We have gotten some indication of improvement but a single report does not a rebound make and we already know Japan’s auto makers are posting some terrible numbers for September and we get the US data today so we’ll be on our toes for another excellent opportunity to short the Dow (it could be QQQQ or IWM or SPY as well but yesterday, the DIAs were our best target) but, unlike yesterday, we don’t have an obvious entry before the bell so I’ll have to call an audible in Member Chat.

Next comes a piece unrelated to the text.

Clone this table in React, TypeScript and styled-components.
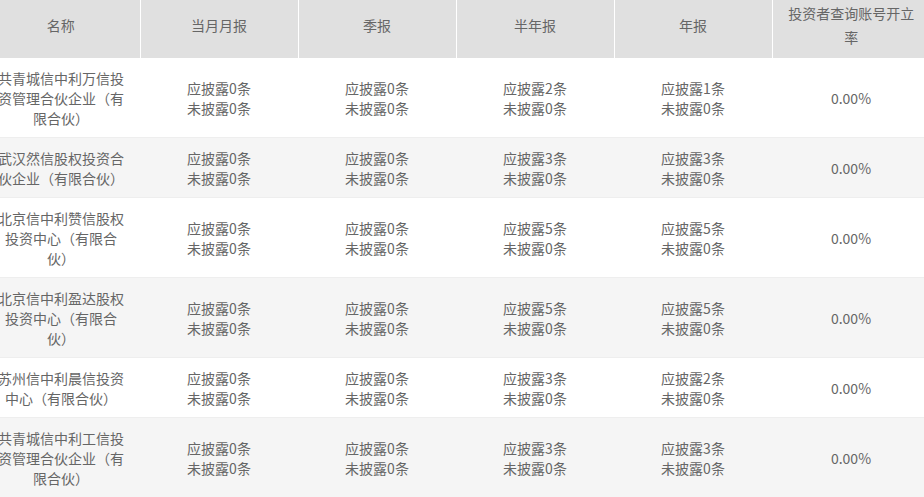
import React from "react";
import styled, { createGlobalStyle } from "styled-components";

const Global = createGlobalStyle`
  html, body { margin: 0; padding: 0; background: #fff; }
  body { font-family: "Noto Sans CJK SC", "Noto Sans", sans-serif; }
`;

const Viewport = styled.div`
  width: 924px;
  height: 497px;
  overflow: hidden;
`;

const Table = styled.table`
  margin-left: -18px;
  width: 948px;
  table-layout: fixed;
  border-collapse: collapse;
  font-size: 14px;
  color: #666;
`;

const HeadCell = styled.th`
  height: 58px;
  box-sizing: border-box;
  padding: 0 10px 8px;
  background: #e0e0e0;
  font-weight: normal;
  line-height: 24px;
  text-align: center;
  vertical-align: middle;
  border-right: 1px solid #fff;
  &:last-child { border-right: none; }
`;

const Row = styled.tr<{ $alt: boolean }>`
  background: ${(p) => (p.$alt ? "#f5f5f5" : "#fff")};
  border-bottom: 1px solid #eeeeee;
`;

const Cell = styled.td`
  padding: 10px 16px 9px;
  line-height: 20px;
  text-align: center;
  vertical-align: middle;
`;

const Line = styled.div`
  white-space: nowrap;
`;

type Rec = { name: string; m: number; q: number; h: number; y: number };

const data: Rec[] = [
  { name: "共青城信中利万信投资管理合伙企业（有限合伙）", m: 0, q: 0, h: 2, y: 1 },
  { name: "武汉然信股权投资合伙企业（有限合伙）", m: 0, q: 0, h: 3, y: 3 },
  { name: "北京信中利赞信股权投资中心（有限合伙）", m: 0, q: 0, h: 5, y: 5 },
  { name: "北京信中利盈达股权投资中心（有限合伙）", m: 0, q: 0, h: 5, y: 5 },
  { name: "苏州信中利晨信投资中心（有限合伙）", m: 0, q: 0, h: 3, y: 2 },
  { name: "共青城信中利工信投资管理合伙企业（有限合伙）", m: 0, q: 0, h: 3, y: 3 },
];

const Disclose = ({ n }: { n: number }) => (
  <Cell>
    <Line>应披露{n}条</Line>
    <Line>未披露0条</Line>
  </Cell>
);

export default function App() {
  return (
    <Viewport>
      <Global />
      <Table>
        <thead>
          <tr>
            <HeadCell>名称</HeadCell>
            <HeadCell>当月月报</HeadCell>
            <HeadCell>季报</HeadCell>
            <HeadCell>半年报</HeadCell>
            <HeadCell>年报</HeadCell>
            <HeadCell>投资者查询账号开立率</HeadCell>
          </tr>
        </thead>
        <tbody>
          {data.map((r, i) => (
            <Row key={i} $alt={i % 2 === 1}>
              <Cell>{r.name}</Cell>
              <Disclose n={r.m} />
              <Disclose n={r.q} />
              <Disclose n={r.h} />
              <Disclose n={r.y} />
              <Cell>0.00%</Cell>
            </Row>
          ))}
        </tbody>
      </Table>
    </Viewport>
  );
}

Rick Davis (no relation) of the CMI says: "The wild-cards in all of the GDP data are inventory builds, exports and industrial stimuli — all of which should reverse or soften in the 3rd and 4th quarters. It will be interesting." Interesting? Obviously Rick doesn’t have any money invested in equities or commodities! Rick was also kind enough to provide a chart that superimposed the 91-day, 183-day and 365-day averages, which detail the alarmingly sharp downward trend we’ve been observing this month that turned us a lot more bearish on the short-term markets:
I would urge you to read Automatic Earth’s entire article (and thanks to John Rolls for pointing it out) as I still feel we’ve come too far too fast. We went ahead with our October Overbought Eight list, taking short positions into yesterday’s excitement. Our shortest-term play was our #1 picks, shorting the NFLX WEEKLY $170 calls at the open for $3.50, they finished the day at .25 – up a nice 92% but no where near as exciting as our ETF plays. Hopefully, we can have some more fun today to close out this exciting week.